DAMON LINKER FEBRUARY 8, 2010
When the New York Times published an article about how roughly 50 percent of same-sex marriages and relationships in the San Francisco area are “open marriages” in which both partners consent to each other having sex with other people, I assumed it would cause a stir and that I’d be motivated to write a response. Oddly, though, the article seemed to generate little attention. But now I see my friend (and old sparring-partner on gay marriage) Rod Dreher has taken the bait.
Amidst making some valuable points about the politicization of social science research, Rod summarizes his view of the study on which the Times article was based:
If it's true that half of same-sex couples live in an open marriage/relationship, then concerns from SSM opponents that extending marriage to gay couples would redefine our culture's understanding of marriage can't be dismissed as unfounded.
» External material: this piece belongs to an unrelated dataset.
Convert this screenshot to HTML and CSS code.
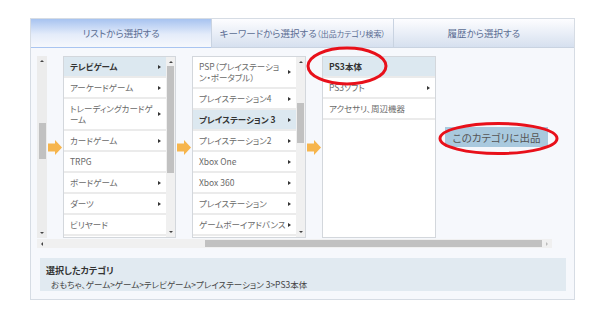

Actually, I still think such concerns can be dismissed as unfounded, though I understand why Rod and likeminded opponents of same-sex marriage would think otherwise. Whereas proponents of same-sex marriage have spent much of the past two decades arguing the Andrew Sullivan position—namely, that permitting homosexuals to marry would lead them to assimilate to bourgeois social norms—opponents of same-sex marriage have made the opposite claim, asserting that once gay marriage is normalized, the morally dubious practices of the gay community would seep into and corrupt the traditionalist marital practices of everyone else. And now it seems the conservative case has received empirical confirmation: roughly half of homosexual marriages and relationships are non-traditional. Instead of producing the embourgeoisment of the gay community, the advent of same-sex marriage has sent us careening down the slippery slope toward the society-wide dissolution of traditional marriage. Right?
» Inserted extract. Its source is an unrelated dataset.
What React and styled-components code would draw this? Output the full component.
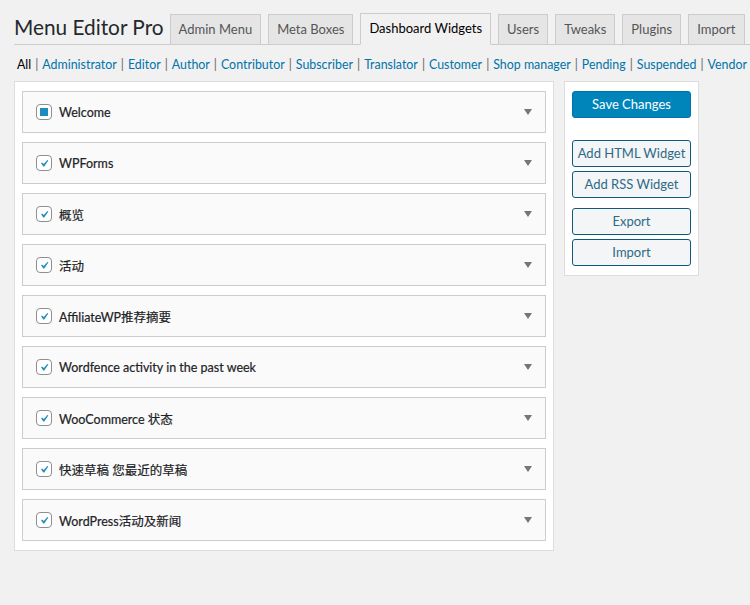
import styled, { createGlobalStyle } from 'styled-components'

const GlobalStyle = createGlobalStyle`
  html, body {
    margin: 0;
    background: #f1f1f1;
    font-family: Lato, 'Noto Sans CJK SC', sans-serif;
    color: #23282d;
    font-size: 13px;
  }
`

const tabs = ['Admin Menu', 'Meta Boxes', 'Dashboard Widgets', 'Users', 'Tweaks', 'Plugins', 'Import']
const roles = ['Administrator', 'Editor', 'Author', 'Contributor', 'Subscriber', 'Translator', 'Customer', 'Shop manager', 'Pending', 'Suspended', 'Vendor Staff']
const widgets = [
  { title: 'Welcome', partial: true },
  { title: 'WPForms' },
  { title: '概览' },
  { title: '活动' },
  { title: 'AffiliateWP推荐摘要' },
  { title: 'Wordfence activity in the past week' },
  { title: 'WooCommerce 状态' },
  { title: '快速草稿 您最近的草稿' },
  { title: 'WordPress活动及新闻' },
]

const Page = styled.div`
  padding: 13px 0 0 14px;
  width: 736px;
  overflow: hidden;
`

const Header = styled.div`
  display: flex;
  align-items: flex-end;
  border-bottom: 1px solid #ccc;
  height: 31px;
  white-space: nowrap;
`

const Title = styled.h1`
  margin: -1px 6px 0 0;
  font-size: 20.8px;
  font-weight: 400;
  line-height: 29px;
  color: #23282d;
  align-self: flex-start;
`

const Tab = styled.div`
  flex: none;
  box-sizing: border-box;
  padding: 0 8px;
  margin-right: 7px;
  margin-bottom: -1px;
  border: 1px solid #ccc;
  border-bottom: 1px solid ${p => (p.$active ? '#f1f1f1' : '#ccc')};
  background: ${p => (p.$active ? '#f1f1f1' : '#e5e5e5')};
  color: ${p => (p.$active ? '#000' : '#555')};
  font-size: 13px;
  font-weight: 400;
  line-height: 29px;
  height: ${p => (p.$active ? '32px' : '31px')};
`

const Filters = styled.div`
  display: flex;
  white-space: nowrap;
  margin: 12px 0 0 3px;
  font-size: 12.4px;
  line-height: 16px;
  color: #555;
`

const Current = styled.span`
  color: #000;
`

const RoleLink = styled.a`
  color: #0073aa;
  text-decoration: none;
`

const Sep = styled.span`
  color: #666;
  margin: 0 4px 0 4px;
`

const Columns = styled.div`
  display: flex;
  align-items: flex-start;
  gap: 10px;
  margin-top: 8px;
`

const MainPanel = styled.div`
  width: 540px;
  box-sizing: border-box;
  background: #fff;
  border: 1px solid #ddd;
  padding: 9px 7px 9px 7px;
  display: flex;
  flex-direction: column;
  gap: 9px;
`

const Widget = styled.div`
  height: 42px;
  box-sizing: border-box;
  border: 1px solid #ccc;
  background: #fafafa;
  display: flex;
  align-items: center;
  padding: 0 13px 0 13px;
`

const Check = styled.span`
  width: 16px;
  height: 16px;
  box-sizing: border-box;
  border: 1px solid #8c8f94;
  border-radius: 4px;
  background: #fff;
  display: flex;
  align-items: center;
  justify-content: center;
  margin-right: 7px;
  flex: none;
`

const Partial = styled.span`
  width: 8px;
  height: 8px;
  background: #1e8cbe;
`

const Label = styled.span`
  flex: 1;
  font-size: 12.5px;
  font-weight: 400;
  color: #1d2327;
  -webkit-text-stroke: 0.2px #1d2327;
`

const Arrow = styled.span`
  width: 0;
  height: 0;
  border-left: 4px solid transparent;
  border-right: 4px solid transparent;
  border-top: 6px solid #72777c;
`

const SidePanel = styled.div`
  width: 135px;
  box-sizing: border-box;
  background: #fff;
  border: 1px solid #ddd;
  padding: 9px 7px 9px 7px;
  display: flex;
  flex-direction: column;
`

const Button = styled.div`
  height: 27px;
  box-sizing: border-box;
  border-radius: 3px;
  border: 1px solid ${p => (p.$primary ? '#0073aa' : '#0e5a7d')};
  background: ${p => (p.$primary ? '#0085ba' : '#f3f5f6')};
  color: ${p => (p.$primary ? '#fff' : '#2e6a87')};
  font-size: 13px;
  line-height: 25px;
  text-align: center;
  margin-top: ${p => p.$gap || 0}px;
  white-space: nowrap;
`

function CheckBox({ partial }) {
  return (
    <Check>
      {partial ? (
        <Partial />
      ) : (
        <svg width="15" height="15" viewBox="0 0 20 20">
          <path d="M14.83 4.89l1.34.94-5.81 8.38H9.02L5.78 9.67l1.34-1.25 2.57 2.4z" fill="#1e8cbe" />
        </svg>
      )}
    </Check>
  )
}

export default function App() {
  return (
    <Page>
      <GlobalStyle />
      <Header>
        <Title>Menu Editor Pro</Title>
        {tabs.map(t => (
          <Tab key={t} $active={t === 'Dashboard Widgets'}>{t}</Tab>
        ))}
      </Header>
      <Filters>
        <Current>All</Current>
        {roles.map(r => (
          <span key={r}>
            <Sep>|</Sep>
            <RoleLink href="#">{r}</RoleLink>
          </span>
        ))}
      </Filters>
      <Columns>
        <MainPanel>
          {widgets.map(w => (
            <Widget key={w.title}>
              <CheckBox partial={w.partial} />
              <Label>{w.title}</Label>
              <Arrow />
            </Widget>
          ))}
        </MainPanel>
        <SidePanel>
          <Button $primary>Save Changes</Button>
          <Button $gap={22}>Add HTML Widget</Button>
          <Button $gap={4}>Add RSS Widget</Button>
          <Button $gap={10}>Export</Button>
          <Button $gap={4}>Import</Button>
        </SidePanel>
      </Columns>
    </Page>
  )
}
Even if we assume that the study cited in the Times article is accurate and that gay community as a whole shares the outlook and attitudes of married homosexuals in Bay area, traditionalists need to explain the mechanism whereby the practices of roughly half of the members of a tiny minority who choose to marry will decisively influence the marital practices of everyone, or even anyone, else. Traditionalists dread this influence—just as some of those quoted in the article welcome it. But do those fears and hopes make sense? How is the change going to happen? Why should we assume that it will? Because sleeping around is fun, and the only thing holding traditional mores in place is ignorance among mainstream Americans that it’s possible to engage in consensual polyamory?
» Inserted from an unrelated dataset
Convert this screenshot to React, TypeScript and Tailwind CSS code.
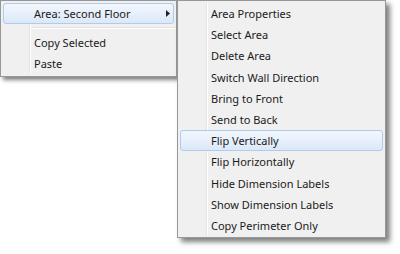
import React from "react";

const subItems = [
  "Area Properties",
  "Select Area",
  "Delete Area",
  "Switch Wall Direction",
  "Bring to Front",
  "Send to Back",
  "Flip Vertically",
  "Flip Horizontally",
  "Hide Dimension Labels",
  "Show Dimension Labels",
  "Copy Perimeter Only",
];

function Row({
  label,
  active,
  arrow,
}: {
  label: string;
  active?: boolean;
  arrow?: boolean;
}) {
  return (
    <div className="relative h-[21.2px] flex items-center">
      {active && (
        <div className="absolute inset-y-0 left-[2px] right-[2px] rounded-[3px] border border-[#aecbf0] bg-gradient-to-b from-[#f2f7fd] to-[#dce8f8]" />
      )}
      <span className="relative pl-[33px] text-[11px] leading-none text-[#1a1a1a]">
        {label}
      </span>
      {arrow && (
        <svg
          className="absolute right-[6px] top-[7px]"
          width="4"
          height="7"
          viewBox="0 0 4 7"
        >
          <path d="M0 0 L4 3.5 L0 7 Z" fill="#222" />
        </svg>
      )}
    </div>
  );
}

function Gutter() {
  return (
    <div className="absolute top-[2px] bottom-[2px] left-[28px] w-[2px] flex">
      <div className="w-px bg-[#e2e3e3]" />
      <div className="w-px bg-white" />
    </div>
  );
}

export default function App() {
  return (
    <div
      className="w-[400px] h-[254px] bg-white relative overflow-hidden"
      style={{ fontFamily: '"Segoe UI", "Noto Sans", "Open Sans", sans-serif' }}
    >
      <div className="flex items-start">
        <div className="relative w-[177px] h-[77px] bg-[#f0f0f0] border border-[#979797] shadow-[3px_3px_4px_rgba(0,0,0,0.5)] py-[2px]">
          <Gutter />
          <Row label="Area: Second Floor" active arrow />
          <div className="h-[8px] flex flex-col justify-center pl-[30px] pr-[1px]">
            <div className="h-px bg-[#e0e0e0]" />
            <div className="h-px bg-white" />
          </div>
          <Row label="Copy Selected" />
          <Row label="Paste" />
        </div>
        <div className="relative w-[209px] h-[238px] bg-[#f0f0f0] border border-[#979797] shadow-[4px_4px_5px_rgba(0,0,0,0.5)] pt-[2px]">
          <Gutter />
          {subItems.map((s) => (
            <Row key={s} label={s} active={s === "Flip Vertically"} />
          ))}
        </div>
      </div>
    </div>
  );
}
(Imagine the conversation: “Hey honey, I know we’ve always assumed we’d be faithful to one another, but have you heard that gays often sleep around with other partners even when they’re married? Sounds cool to me. Wanna try?”)
But of course most Americans have known for several decades that non-traditional marriage is an option, and yet there’s no evidence that rates of open marriage have skyrocketed, or even grown beyond what they were in the mid-‘70s (which appears to be somewhere between 1.7 and 4 percent of heterosexual marriages). On that note, I wonder if Rod and other traditionalists believe that heterosexual marriages in which both partners consent to extramarital liaisons should be nullified on the grounds that they fundamentally undermine a vital social institution. Consistency seems to demand that they should.
And yet that isn’t the standard position of traditionalists—because they (sometimes) respect the private decisions of consenting adults. If a heterosexual couple decides to have an open marriage, that’s the couple’s decision, made within the confines of their marital partnership, and the state has, and should have, no power to invalidate it. That, anyway, is what most of us believe. But why should gay couples be held to a different, more exacting standard? Because their particular form of deviancy is uniquely insidious?
But how could this be? Don’t traditionalists believe that heterosexual marriage is rooted in nature? And isn’t homosexuality an unnatural abomination? That’s what we’ve always been told. But if so, what sense does it make to assume that news of gay open marriages will lead heterosexuals to adopt those practices as their own? Is nature really that malleable? Can the desire for exclusivity in love really be erased? Is jealousy really likely to disappear from human relationships? Does monogamy really depend on universal moral disapprobation to back it up? But we’ve already lived through nearly a half-century without a social consensus on sexuality. Surely a handful of non-monogamous gay marriages isn’t going to make the decisive difference in mainstreaming polyamory. Or is it?
What a fascinatingly bleak view of the human condition we find among sexual traditionalists: Traditional marriage is natural, and homosexuality is contrary to nature; but nature is so fragile that it needs to be backed up by unquestioning tradition, as well as by the force of law; the moment those traditional mores and legal sanctions are loosened, people begin to diverge from their own natures and conform to the unnatural practices of the deviants, thereby dissolving traditional marriage. This is why I’ve always had a perverse respect for those traditionalists who have been willing to follow their darkly pessimistic convictions all the way to the end—to admit that they think traditional marriage is fundamentally incompatible with freedom. (And no, redefining freedom to mean “obedience” doesn’t count.)